__Provided material__:
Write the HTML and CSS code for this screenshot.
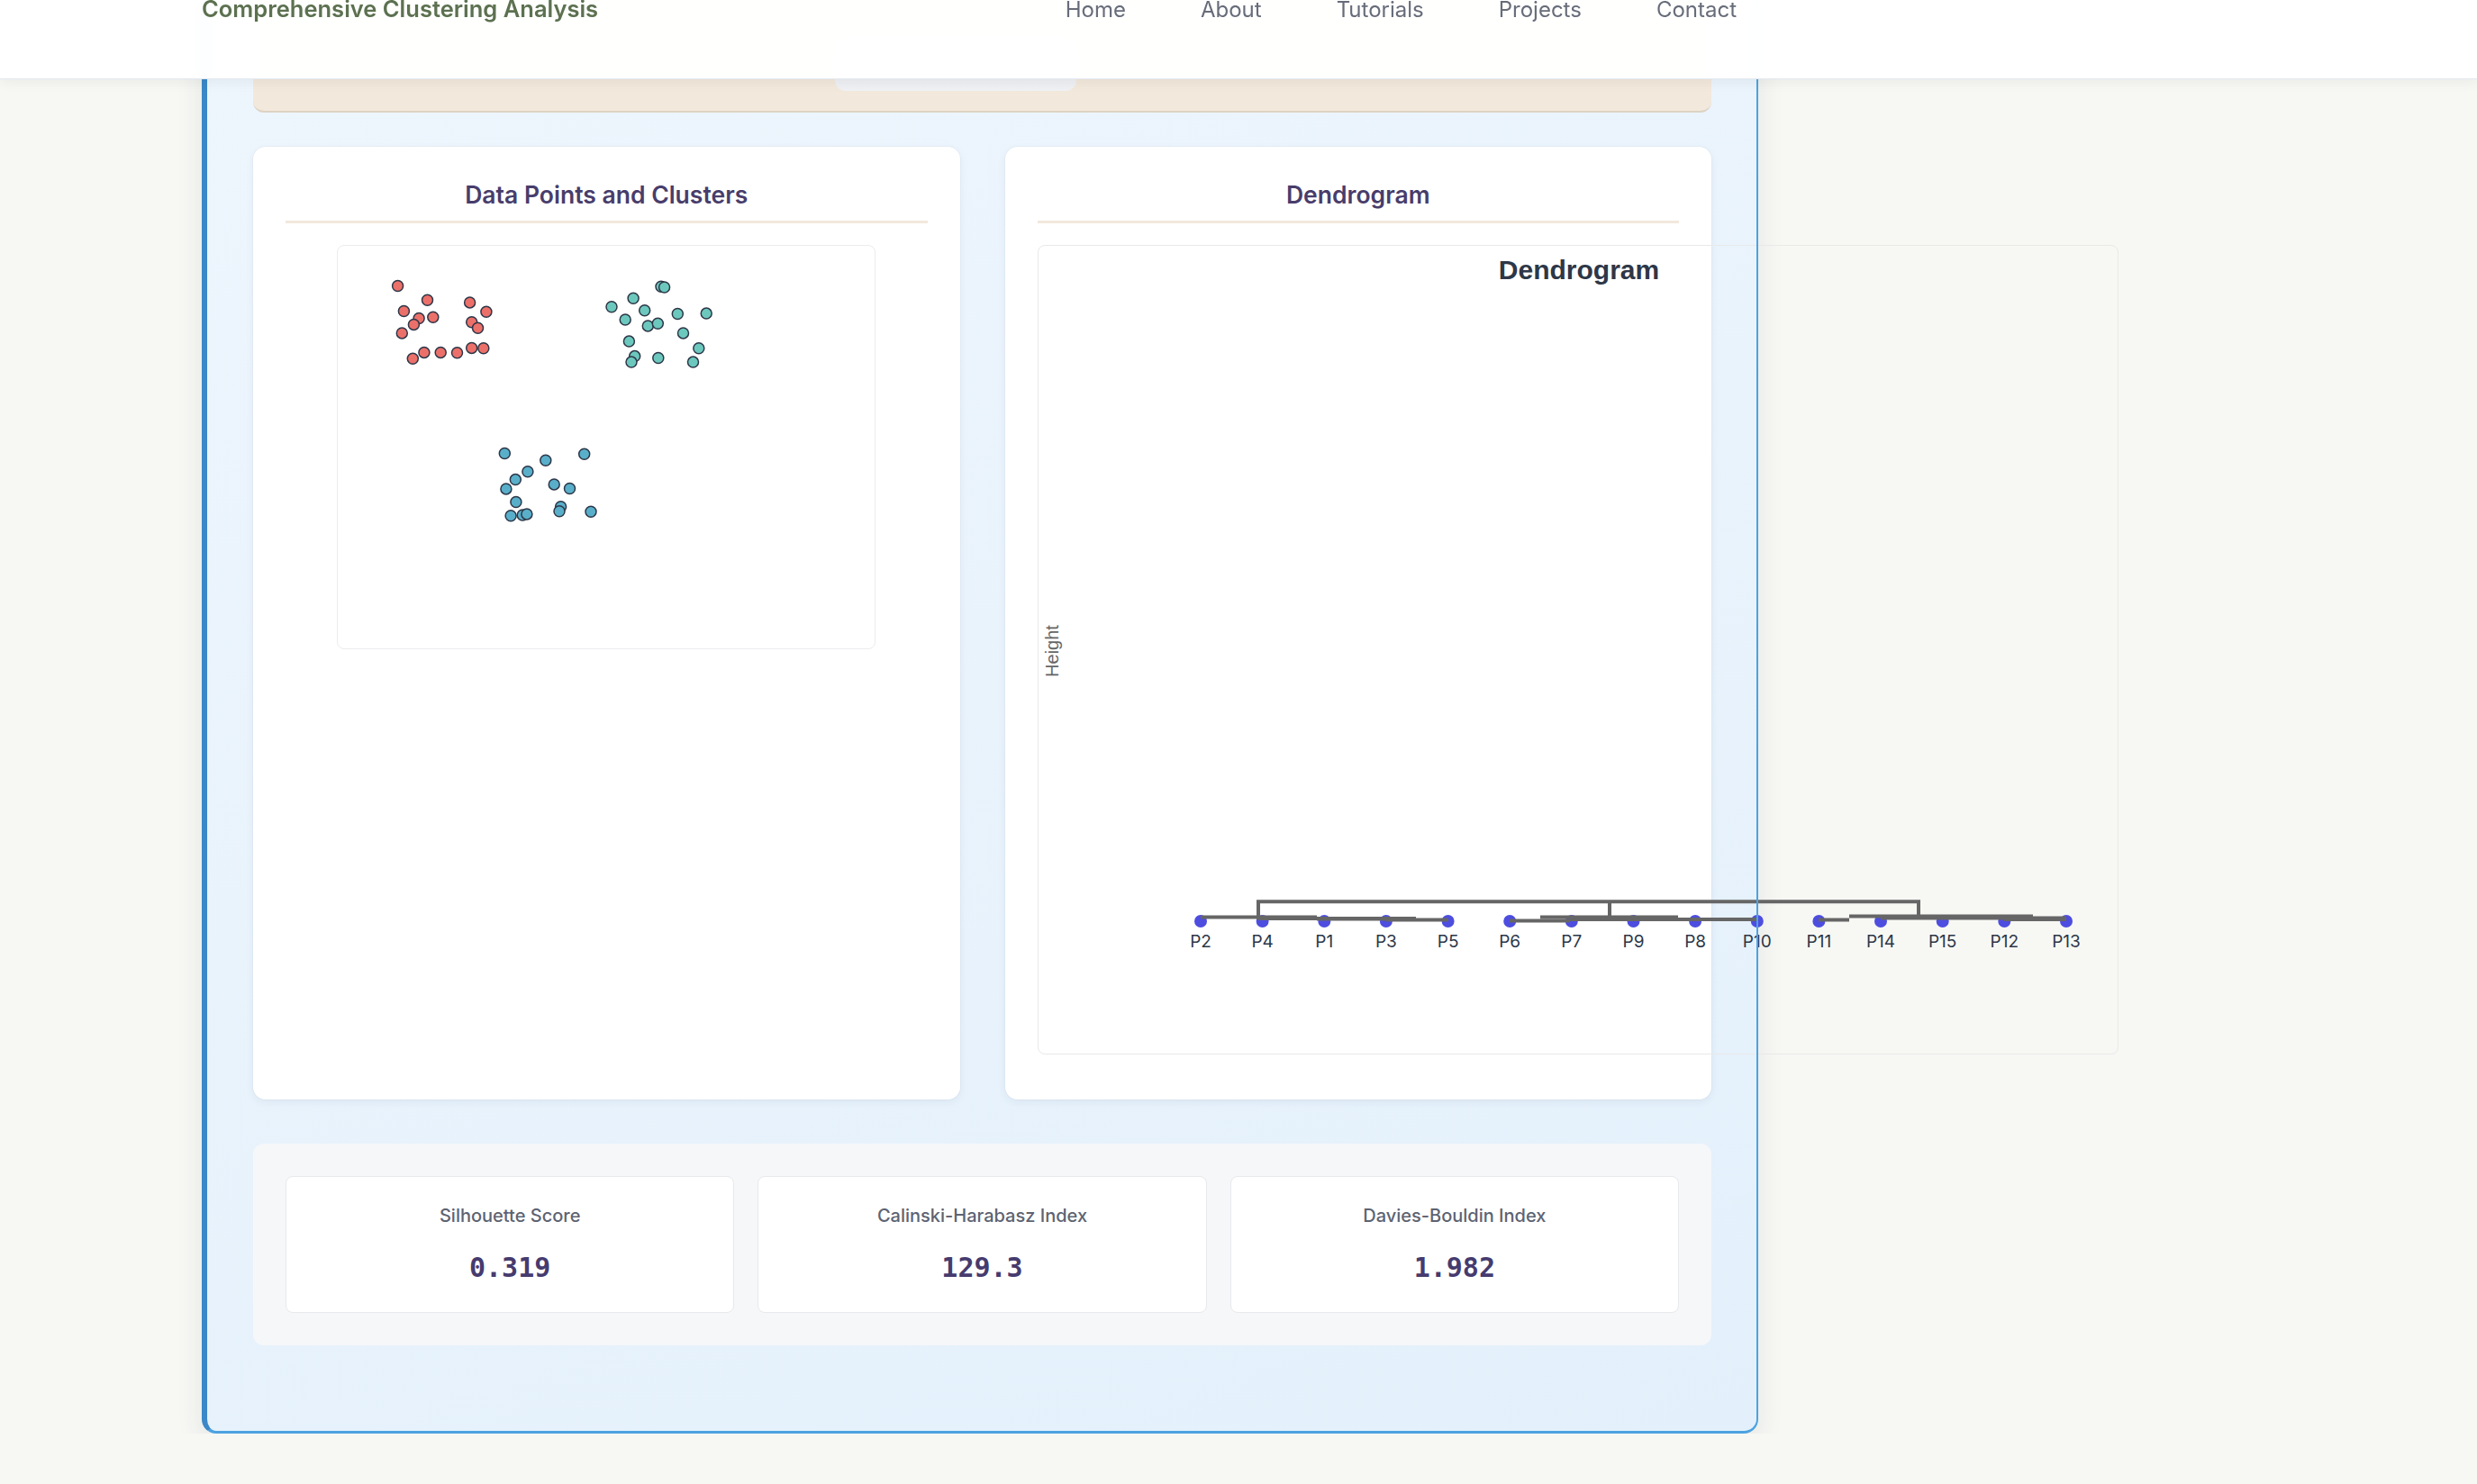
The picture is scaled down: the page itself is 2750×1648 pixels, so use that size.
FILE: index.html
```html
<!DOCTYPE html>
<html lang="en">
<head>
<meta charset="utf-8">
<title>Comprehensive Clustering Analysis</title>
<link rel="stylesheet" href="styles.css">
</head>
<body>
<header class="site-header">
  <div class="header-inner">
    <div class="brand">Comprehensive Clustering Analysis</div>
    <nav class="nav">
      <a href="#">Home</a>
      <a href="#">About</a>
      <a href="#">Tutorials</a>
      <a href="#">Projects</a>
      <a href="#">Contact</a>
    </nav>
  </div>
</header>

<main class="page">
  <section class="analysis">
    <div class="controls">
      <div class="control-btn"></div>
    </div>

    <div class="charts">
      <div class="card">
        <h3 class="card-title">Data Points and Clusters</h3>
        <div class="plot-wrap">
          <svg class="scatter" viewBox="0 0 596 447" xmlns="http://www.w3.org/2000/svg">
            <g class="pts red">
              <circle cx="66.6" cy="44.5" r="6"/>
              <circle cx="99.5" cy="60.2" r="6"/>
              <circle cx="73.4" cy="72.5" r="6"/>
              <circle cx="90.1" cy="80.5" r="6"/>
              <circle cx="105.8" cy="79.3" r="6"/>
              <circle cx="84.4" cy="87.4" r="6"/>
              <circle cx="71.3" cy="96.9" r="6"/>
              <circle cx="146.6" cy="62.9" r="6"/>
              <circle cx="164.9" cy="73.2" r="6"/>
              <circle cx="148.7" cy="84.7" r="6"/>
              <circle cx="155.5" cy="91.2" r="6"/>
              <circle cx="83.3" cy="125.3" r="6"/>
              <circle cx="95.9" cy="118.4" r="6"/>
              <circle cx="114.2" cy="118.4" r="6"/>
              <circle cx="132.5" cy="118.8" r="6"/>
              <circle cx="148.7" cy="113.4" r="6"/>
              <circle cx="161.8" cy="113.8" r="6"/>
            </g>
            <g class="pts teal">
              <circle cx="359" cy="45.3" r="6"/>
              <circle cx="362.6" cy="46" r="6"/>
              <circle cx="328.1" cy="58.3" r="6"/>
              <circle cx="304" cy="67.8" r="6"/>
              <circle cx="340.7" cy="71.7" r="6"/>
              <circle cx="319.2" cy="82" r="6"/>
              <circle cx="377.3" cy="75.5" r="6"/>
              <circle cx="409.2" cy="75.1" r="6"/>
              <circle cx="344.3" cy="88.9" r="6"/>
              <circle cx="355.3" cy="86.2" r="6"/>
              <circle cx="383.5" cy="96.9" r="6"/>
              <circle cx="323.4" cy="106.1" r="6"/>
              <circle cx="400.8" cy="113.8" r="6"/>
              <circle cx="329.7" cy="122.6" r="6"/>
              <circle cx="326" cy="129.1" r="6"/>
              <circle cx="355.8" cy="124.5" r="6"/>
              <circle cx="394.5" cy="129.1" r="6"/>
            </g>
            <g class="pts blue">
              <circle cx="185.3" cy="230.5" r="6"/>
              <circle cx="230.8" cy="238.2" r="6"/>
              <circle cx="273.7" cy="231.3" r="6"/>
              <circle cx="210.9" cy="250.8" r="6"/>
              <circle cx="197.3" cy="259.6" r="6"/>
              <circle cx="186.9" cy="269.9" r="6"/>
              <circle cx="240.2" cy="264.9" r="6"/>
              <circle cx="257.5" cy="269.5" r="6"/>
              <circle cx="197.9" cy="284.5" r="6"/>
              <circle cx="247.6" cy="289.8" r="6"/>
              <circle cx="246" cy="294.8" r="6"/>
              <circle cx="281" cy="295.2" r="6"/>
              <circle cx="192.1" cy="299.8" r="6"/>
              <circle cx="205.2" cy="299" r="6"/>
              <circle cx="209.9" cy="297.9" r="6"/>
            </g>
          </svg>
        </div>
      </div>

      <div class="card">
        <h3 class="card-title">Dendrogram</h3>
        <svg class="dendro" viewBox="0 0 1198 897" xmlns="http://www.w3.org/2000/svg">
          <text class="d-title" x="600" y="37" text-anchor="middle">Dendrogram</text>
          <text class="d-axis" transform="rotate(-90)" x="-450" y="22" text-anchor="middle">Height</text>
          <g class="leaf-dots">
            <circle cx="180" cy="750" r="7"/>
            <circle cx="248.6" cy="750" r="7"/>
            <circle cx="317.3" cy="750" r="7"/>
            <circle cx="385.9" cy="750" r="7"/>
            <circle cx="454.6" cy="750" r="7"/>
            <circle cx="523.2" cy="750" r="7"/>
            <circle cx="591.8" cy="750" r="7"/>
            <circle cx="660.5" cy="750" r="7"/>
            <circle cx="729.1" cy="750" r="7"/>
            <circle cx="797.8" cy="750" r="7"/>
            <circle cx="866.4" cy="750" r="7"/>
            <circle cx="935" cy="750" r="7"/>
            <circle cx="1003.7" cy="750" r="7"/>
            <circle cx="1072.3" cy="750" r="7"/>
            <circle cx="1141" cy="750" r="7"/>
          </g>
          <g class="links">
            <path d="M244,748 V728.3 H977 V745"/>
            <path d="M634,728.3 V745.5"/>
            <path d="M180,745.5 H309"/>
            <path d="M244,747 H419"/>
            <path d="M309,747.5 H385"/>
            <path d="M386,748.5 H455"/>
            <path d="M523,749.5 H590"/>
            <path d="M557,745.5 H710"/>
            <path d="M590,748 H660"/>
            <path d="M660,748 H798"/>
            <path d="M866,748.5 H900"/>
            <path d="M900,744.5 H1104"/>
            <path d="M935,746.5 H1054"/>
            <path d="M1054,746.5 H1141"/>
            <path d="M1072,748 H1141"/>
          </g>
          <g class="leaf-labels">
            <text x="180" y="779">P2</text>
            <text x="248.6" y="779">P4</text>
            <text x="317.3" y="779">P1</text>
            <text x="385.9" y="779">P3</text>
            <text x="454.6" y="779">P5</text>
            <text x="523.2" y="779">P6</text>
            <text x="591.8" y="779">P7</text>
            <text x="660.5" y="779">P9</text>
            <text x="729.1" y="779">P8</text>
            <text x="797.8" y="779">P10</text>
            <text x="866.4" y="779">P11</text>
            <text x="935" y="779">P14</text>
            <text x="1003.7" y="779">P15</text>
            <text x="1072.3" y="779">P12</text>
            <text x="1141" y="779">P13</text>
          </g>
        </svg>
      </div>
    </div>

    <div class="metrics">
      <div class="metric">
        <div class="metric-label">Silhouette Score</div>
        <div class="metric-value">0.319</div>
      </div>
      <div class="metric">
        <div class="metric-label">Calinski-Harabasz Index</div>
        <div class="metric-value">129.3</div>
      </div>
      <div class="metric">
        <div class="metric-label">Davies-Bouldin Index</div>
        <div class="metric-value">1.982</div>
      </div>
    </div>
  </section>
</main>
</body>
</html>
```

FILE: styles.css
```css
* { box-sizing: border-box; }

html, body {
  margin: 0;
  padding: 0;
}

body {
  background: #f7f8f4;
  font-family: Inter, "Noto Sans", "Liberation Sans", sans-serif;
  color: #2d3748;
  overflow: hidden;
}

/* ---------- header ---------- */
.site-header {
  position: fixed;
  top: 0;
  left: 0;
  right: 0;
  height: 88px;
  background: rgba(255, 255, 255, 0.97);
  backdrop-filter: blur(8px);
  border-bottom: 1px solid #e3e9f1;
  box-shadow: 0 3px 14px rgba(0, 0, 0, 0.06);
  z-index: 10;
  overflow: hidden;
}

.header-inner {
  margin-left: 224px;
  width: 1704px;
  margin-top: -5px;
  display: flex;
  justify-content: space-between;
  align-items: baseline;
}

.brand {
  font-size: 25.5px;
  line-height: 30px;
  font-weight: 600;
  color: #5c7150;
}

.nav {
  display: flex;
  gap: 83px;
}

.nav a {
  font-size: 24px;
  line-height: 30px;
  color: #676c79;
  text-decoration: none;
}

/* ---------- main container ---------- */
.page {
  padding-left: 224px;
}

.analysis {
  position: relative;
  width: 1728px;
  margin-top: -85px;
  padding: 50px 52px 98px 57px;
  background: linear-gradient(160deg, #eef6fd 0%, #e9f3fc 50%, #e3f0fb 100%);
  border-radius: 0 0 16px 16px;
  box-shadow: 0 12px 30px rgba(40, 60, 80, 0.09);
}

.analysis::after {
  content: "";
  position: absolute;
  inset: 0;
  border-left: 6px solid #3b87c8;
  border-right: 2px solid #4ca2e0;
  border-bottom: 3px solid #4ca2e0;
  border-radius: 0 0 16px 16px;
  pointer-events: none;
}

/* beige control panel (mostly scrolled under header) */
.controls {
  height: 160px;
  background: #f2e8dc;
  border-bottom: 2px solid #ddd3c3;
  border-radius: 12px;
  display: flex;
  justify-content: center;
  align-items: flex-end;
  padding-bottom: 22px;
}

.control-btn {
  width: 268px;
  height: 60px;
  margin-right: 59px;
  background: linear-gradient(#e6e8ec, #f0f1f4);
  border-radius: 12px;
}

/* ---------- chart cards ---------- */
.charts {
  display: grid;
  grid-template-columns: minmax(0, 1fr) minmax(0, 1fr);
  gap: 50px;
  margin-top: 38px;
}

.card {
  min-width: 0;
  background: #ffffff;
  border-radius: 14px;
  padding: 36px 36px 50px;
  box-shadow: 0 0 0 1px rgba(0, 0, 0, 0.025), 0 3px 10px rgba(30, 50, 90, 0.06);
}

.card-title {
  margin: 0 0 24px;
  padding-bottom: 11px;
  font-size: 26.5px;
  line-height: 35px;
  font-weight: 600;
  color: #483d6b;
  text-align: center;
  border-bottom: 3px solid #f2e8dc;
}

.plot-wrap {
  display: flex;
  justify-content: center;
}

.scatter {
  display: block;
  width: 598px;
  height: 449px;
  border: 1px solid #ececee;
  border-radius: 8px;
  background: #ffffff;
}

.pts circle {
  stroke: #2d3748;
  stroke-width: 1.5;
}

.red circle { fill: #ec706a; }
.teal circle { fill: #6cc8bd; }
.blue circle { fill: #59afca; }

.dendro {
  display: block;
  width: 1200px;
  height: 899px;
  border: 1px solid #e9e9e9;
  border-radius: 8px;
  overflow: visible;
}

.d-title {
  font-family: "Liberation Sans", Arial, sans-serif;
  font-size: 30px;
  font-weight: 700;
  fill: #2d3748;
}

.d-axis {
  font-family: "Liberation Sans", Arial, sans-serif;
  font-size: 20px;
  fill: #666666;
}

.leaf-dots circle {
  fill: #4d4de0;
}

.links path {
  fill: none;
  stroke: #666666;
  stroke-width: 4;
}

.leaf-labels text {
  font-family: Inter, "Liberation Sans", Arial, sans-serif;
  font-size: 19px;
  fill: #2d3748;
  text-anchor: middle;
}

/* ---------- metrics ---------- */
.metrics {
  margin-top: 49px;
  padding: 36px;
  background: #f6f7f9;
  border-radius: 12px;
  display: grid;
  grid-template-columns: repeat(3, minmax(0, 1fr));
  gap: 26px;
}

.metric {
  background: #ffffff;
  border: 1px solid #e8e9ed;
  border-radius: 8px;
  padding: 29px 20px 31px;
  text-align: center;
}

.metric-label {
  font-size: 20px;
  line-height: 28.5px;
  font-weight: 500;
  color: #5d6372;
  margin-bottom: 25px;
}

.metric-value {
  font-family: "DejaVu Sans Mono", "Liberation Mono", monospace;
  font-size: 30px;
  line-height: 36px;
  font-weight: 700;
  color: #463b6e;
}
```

__What the exercise asks__:
Show all lines above holding "page".

__Complete output__:
The picture is scaled down: the page itself is 2750×1648 pixels, so use that size.
<main class="page">
.page {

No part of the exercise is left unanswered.